__Data provided__
┄┄┄┄┄┄

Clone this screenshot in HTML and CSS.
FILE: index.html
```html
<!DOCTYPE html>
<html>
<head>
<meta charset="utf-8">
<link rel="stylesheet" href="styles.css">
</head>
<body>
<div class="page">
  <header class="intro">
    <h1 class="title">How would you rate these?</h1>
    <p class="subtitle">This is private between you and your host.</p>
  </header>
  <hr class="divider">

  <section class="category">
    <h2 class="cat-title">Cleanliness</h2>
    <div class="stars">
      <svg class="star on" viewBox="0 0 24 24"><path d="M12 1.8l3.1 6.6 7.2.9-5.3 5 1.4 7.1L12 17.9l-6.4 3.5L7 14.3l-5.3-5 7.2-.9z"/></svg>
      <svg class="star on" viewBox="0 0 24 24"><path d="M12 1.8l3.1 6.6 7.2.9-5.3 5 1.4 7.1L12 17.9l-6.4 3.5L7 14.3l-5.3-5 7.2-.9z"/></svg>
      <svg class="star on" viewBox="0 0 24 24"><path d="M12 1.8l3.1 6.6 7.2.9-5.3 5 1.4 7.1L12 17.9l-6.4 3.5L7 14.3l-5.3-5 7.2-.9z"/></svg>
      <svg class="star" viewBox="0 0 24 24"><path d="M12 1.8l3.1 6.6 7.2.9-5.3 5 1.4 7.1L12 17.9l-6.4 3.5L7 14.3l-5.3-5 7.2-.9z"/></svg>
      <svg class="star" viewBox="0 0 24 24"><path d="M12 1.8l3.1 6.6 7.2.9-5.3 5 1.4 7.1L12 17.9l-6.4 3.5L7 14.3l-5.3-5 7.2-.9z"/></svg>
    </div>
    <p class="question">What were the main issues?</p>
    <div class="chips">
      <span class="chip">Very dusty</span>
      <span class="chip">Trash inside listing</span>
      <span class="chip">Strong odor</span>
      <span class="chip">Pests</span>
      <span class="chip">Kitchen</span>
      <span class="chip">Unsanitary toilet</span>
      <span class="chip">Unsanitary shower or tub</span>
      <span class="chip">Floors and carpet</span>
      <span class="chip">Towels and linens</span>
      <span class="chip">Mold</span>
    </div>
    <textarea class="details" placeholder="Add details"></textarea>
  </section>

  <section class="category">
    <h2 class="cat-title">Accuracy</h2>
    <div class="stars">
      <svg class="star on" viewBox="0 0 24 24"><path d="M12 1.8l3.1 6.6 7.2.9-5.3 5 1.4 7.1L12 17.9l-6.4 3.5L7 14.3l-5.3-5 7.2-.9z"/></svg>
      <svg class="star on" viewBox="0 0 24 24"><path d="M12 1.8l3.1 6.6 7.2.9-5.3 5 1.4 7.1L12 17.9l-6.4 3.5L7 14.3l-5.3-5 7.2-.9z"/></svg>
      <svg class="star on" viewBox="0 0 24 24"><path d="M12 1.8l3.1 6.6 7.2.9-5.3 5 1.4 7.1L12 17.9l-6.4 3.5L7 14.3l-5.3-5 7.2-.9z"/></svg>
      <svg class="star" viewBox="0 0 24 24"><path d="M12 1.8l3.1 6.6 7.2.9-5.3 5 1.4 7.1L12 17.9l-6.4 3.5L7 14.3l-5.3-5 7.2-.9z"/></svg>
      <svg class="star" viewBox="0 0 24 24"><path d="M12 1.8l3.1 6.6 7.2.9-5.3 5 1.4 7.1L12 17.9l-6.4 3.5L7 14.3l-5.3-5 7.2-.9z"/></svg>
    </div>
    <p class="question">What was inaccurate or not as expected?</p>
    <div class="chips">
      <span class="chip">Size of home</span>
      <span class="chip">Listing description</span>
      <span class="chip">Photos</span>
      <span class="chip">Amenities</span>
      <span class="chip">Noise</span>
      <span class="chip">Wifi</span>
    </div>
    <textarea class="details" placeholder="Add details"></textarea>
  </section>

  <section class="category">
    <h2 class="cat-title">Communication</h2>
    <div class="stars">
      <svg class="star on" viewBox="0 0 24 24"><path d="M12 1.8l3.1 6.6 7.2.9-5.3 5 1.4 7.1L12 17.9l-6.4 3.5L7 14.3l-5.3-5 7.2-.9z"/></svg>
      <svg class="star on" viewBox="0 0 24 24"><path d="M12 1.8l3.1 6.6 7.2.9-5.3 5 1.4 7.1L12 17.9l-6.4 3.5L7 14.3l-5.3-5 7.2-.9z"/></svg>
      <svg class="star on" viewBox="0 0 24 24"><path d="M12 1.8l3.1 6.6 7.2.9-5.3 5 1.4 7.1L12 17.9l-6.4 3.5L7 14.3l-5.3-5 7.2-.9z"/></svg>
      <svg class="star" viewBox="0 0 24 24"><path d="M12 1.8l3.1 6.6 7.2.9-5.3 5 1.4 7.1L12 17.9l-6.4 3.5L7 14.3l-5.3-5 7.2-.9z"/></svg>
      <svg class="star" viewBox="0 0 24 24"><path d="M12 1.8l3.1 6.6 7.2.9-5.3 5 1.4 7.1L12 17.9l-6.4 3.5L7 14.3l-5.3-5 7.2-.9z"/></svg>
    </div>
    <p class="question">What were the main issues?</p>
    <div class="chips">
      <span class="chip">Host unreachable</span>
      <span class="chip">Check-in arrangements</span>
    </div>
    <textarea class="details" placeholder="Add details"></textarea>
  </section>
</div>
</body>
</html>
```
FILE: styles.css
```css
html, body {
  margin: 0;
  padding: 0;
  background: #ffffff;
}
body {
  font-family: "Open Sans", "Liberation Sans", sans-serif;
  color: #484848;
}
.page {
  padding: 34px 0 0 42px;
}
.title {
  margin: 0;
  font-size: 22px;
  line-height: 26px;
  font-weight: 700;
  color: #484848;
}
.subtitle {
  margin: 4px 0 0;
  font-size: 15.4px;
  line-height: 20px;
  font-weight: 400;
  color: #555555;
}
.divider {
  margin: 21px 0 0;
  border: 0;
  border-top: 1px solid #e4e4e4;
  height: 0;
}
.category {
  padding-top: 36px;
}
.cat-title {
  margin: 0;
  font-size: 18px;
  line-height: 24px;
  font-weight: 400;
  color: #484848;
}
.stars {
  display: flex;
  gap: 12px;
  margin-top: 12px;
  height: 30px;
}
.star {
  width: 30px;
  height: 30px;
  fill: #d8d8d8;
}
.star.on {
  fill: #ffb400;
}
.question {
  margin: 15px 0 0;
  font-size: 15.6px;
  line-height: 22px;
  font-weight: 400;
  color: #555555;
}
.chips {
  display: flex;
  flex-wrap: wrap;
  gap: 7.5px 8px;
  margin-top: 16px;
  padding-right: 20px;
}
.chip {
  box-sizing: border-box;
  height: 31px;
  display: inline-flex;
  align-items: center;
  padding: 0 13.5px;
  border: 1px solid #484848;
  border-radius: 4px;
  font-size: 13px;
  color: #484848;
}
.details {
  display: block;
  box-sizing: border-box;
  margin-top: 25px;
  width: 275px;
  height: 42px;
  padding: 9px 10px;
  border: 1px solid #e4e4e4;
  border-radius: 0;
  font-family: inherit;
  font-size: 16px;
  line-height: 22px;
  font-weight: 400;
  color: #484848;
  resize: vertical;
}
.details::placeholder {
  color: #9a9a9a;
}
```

┄┄┄┄┄┄

__What to do__
Working from the material above, retype it in its entirety without change.

__Expected output__
Clone this screenshot in HTML and CSS.
FILE: index.html
```html
<!DOCTYPE html>
<html>
<head>
<meta charset="utf-8">
<link rel="stylesheet" href="styles.css">
</head>
<body>
<div class="page">
  <header class="intro">
    <h1 class="title">How would you rate these?</h1>
    <p class="subtitle">This is private between you and your host.</p>
  </header>
  <hr class="divider">

  <section class="category">
    <h2 class="cat-title">Cleanliness</h2>
    <div class="stars">
      <svg class="star on" viewBox="0 0 24 24"><path d="M12 1.8l3.1 6.6 7.2.9-5.3 5 1.4 7.1L12 17.9l-6.4 3.5L7 14.3l-5.3-5 7.2-.9z"/></svg>
      <svg class="star on" viewBox="0 0 24 24"><path d="M12 1.8l3.1 6.6 7.2.9-5.3 5 1.4 7.1L12 17.9l-6.4 3.5L7 14.3l-5.3-5 7.2-.9z"/></svg>
      <svg class="star on" viewBox="0 0 24 24"><path d="M12 1.8l3.1 6.6 7.2.9-5.3 5 1.4 7.1L12 17.9l-6.4 3.5L7 14.3l-5.3-5 7.2-.9z"/></svg>
      <svg class="star" viewBox="0 0 24 24"><path d="M12 1.8l3.1 6.6 7.2.9-5.3 5 1.4 7.1L12 17.9l-6.4 3.5L7 14.3l-5.3-5 7.2-.9z"/></svg>
      <svg class="star" viewBox="0 0 24 24"><path d="M12 1.8l3.1 6.6 7.2.9-5.3 5 1.4 7.1L12 17.9l-6.4 3.5L7 14.3l-5.3-5 7.2-.9z"/></svg>
    </div>
    <p class="question">What were the main issues?</p>
    <div class="chips">
      <span class="chip">Very dusty</span>
      <span class="chip">Trash inside listing</span>
      <span class="chip">Strong odor</span>
      <span class="chip">Pests</span>
      <span class="chip">Kitchen</span>
      <span class="chip">Unsanitary toilet</span>
      <span class="chip">Unsanitary shower or tub</span>
      <span class="chip">Floors and carpet</span>
      <span class="chip">Towels and linens</span>
      <span class="chip">Mold</span>
    </div>
    <textarea class="details" placeholder="Add details"></textarea>
  </section>

  <section class="category">
    <h2 class="cat-title">Accuracy</h2>
    <div class="stars">
      <svg class="star on" viewBox="0 0 24 24"><path d="M12 1.8l3.1 6.6 7.2.9-5.3 5 1.4 7.1L12 17.9l-6.4 3.5L7 14.3l-5.3-5 7.2-.9z"/></svg>
      <svg class="star on" viewBox="0 0 24 24"><path d="M12 1.8l3.1 6.6 7.2.9-5.3 5 1.4 7.1L12 17.9l-6.4 3.5L7 14.3l-5.3-5 7.2-.9z"/></svg>
      <svg class="star on" viewBox="0 0 24 24"><path d="M12 1.8l3.1 6.6 7.2.9-5.3 5 1.4 7.1L12 17.9l-6.4 3.5L7 14.3l-5.3-5 7.2-.9z"/></svg>
      <svg class="star" viewBox="0 0 24 24"><path d="M12 1.8l3.1 6.6 7.2.9-5.3 5 1.4 7.1L12 17.9l-6.4 3.5L7 14.3l-5.3-5 7.2-.9z"/></svg>
      <svg class="star" viewBox="0 0 24 24"><path d="M12 1.8l3.1 6.6 7.2.9-5.3 5 1.4 7.1L12 17.9l-6.4 3.5L7 14.3l-5.3-5 7.2-.9z"/></svg>
    </div>
    <p class="question">What was inaccurate or not as expected?</p>
    <div class="chips">
      <span class="chip">Size of home</span>
      <span class="chip">Listing description</span>
      <span class="chip">Photos</span>
      <span class="chip">Amenities</span>
      <span class="chip">Noise</span>
      <span class="chip">Wifi</span>
    </div>
    <textarea class="details" placeholder="Add details"></textarea>
  </section>

  <section class="category">
    <h2 class="cat-title">Communication</h2>
    <div class="stars">
      <svg class="star on" viewBox="0 0 24 24"><path d="M12 1.8l3.1 6.6 7.2.9-5.3 5 1.4 7.1L12 17.9l-6.4 3.5L7 14.3l-5.3-5 7.2-.9z"/></svg>
      <svg class="star on" viewBox="0 0 24 24"><path d="M12 1.8l3.1 6.6 7.2.9-5.3 5 1.4 7.1L12 17.9l-6.4 3.5L7 14.3l-5.3-5 7.2-.9z"/></svg>
      <svg class="star on" viewBox="0 0 24 24"><path d="M12 1.8l3.1 6.6 7.2.9-5.3 5 1.4 7.1L12 17.9l-6.4 3.5L7 14.3l-5.3-5 7.2-.9z"/></svg>
      <svg class="star" viewBox="0 0 24 24"><path d="M12 1.8l3.1 6.6 7.2.9-5.3 5 1.4 7.1L12 17.9l-6.4 3.5L7 14.3l-5.3-5 7.2-.9z"/></svg>
      <svg class="star" viewBox="0 0 24 24"><path d="M12 1.8l3.1 6.6 7.2.9-5.3 5 1.4 7.1L12 17.9l-6.4 3.5L7 14.3l-5.3-5 7.2-.9z"/></svg>
    </div>
    <p class="question">What were the main issues?</p>
    <div class="chips">
      <span class="chip">Host unreachable</span>
      <span class="chip">Check-in arrangements</span>
    </div>
    <textarea class="details" placeholder="Add details"></textarea>
  </section>
</div>
</body>
</html>
```
FILE: styles.css
```css
html, body {
  margin: 0;
  padding: 0;
  background: #ffffff;
}
body {
  font-family: "Open Sans", "Liberation Sans", sans-serif;
  color: #484848;
}
.page {
  padding: 34px 0 0 42px;
}
.title {
  margin: 0;
  font-size: 22px;
  line-height: 26px;
  font-weight: 700;
  color: #484848;
}
.subtitle {
  margin: 4px 0 0;
  font-size: 15.4px;
  line-height: 20px;
  font-weight: 400;
  color: #555555;
}
.divider {
  margin: 21px 0 0;
  border: 0;
  border-top: 1px solid #e4e4e4;
  height: 0;
}
.category {
  padding-top: 36px;
}
.cat-title {
  margin: 0;
  font-size: 18px;
  line-height: 24px;
  font-weight: 400;
  color: #484848;
}
.stars {
  display: flex;
  gap: 12px;
  margin-top: 12px;
  height: 30px;
}
.star {
  width: 30px;
  height: 30px;
  fill: #d8d8d8;
}
.star.on {
  fill: #ffb400;
}
.question {
  margin: 15px 0 0;
  font-size: 15.6px;
  line-height: 22px;
  font-weight: 400;
  color: #555555;
}
.chips {
  display: flex;
  flex-wrap: wrap;
  gap: 7.5px 8px;
  margin-top: 16px;
  padding-right: 20px;
}
.chip {
  box-sizing: border-box;
  height: 31px;
  display: inline-flex;
  align-items: center;
  padding: 0 13.5px;
  border: 1px solid #484848;
  border-radius: 4px;
  font-size: 13px;
  color: #484848;
}
.details {
  display: block;
  box-sizing: border-box;
  margin-top: 25px;
  width: 275px;
  height: 42px;
  padding: 9px 10px;
  border: 1px solid #e4e4e4;
  border-radius: 0;
  font-family: inherit;
  font-size: 16px;
  line-height: 22px;
  font-weight: 400;
  color: #484848;
  resize: vertical;
}
.details::placeholder {
  color: #9a9a9a;
}
```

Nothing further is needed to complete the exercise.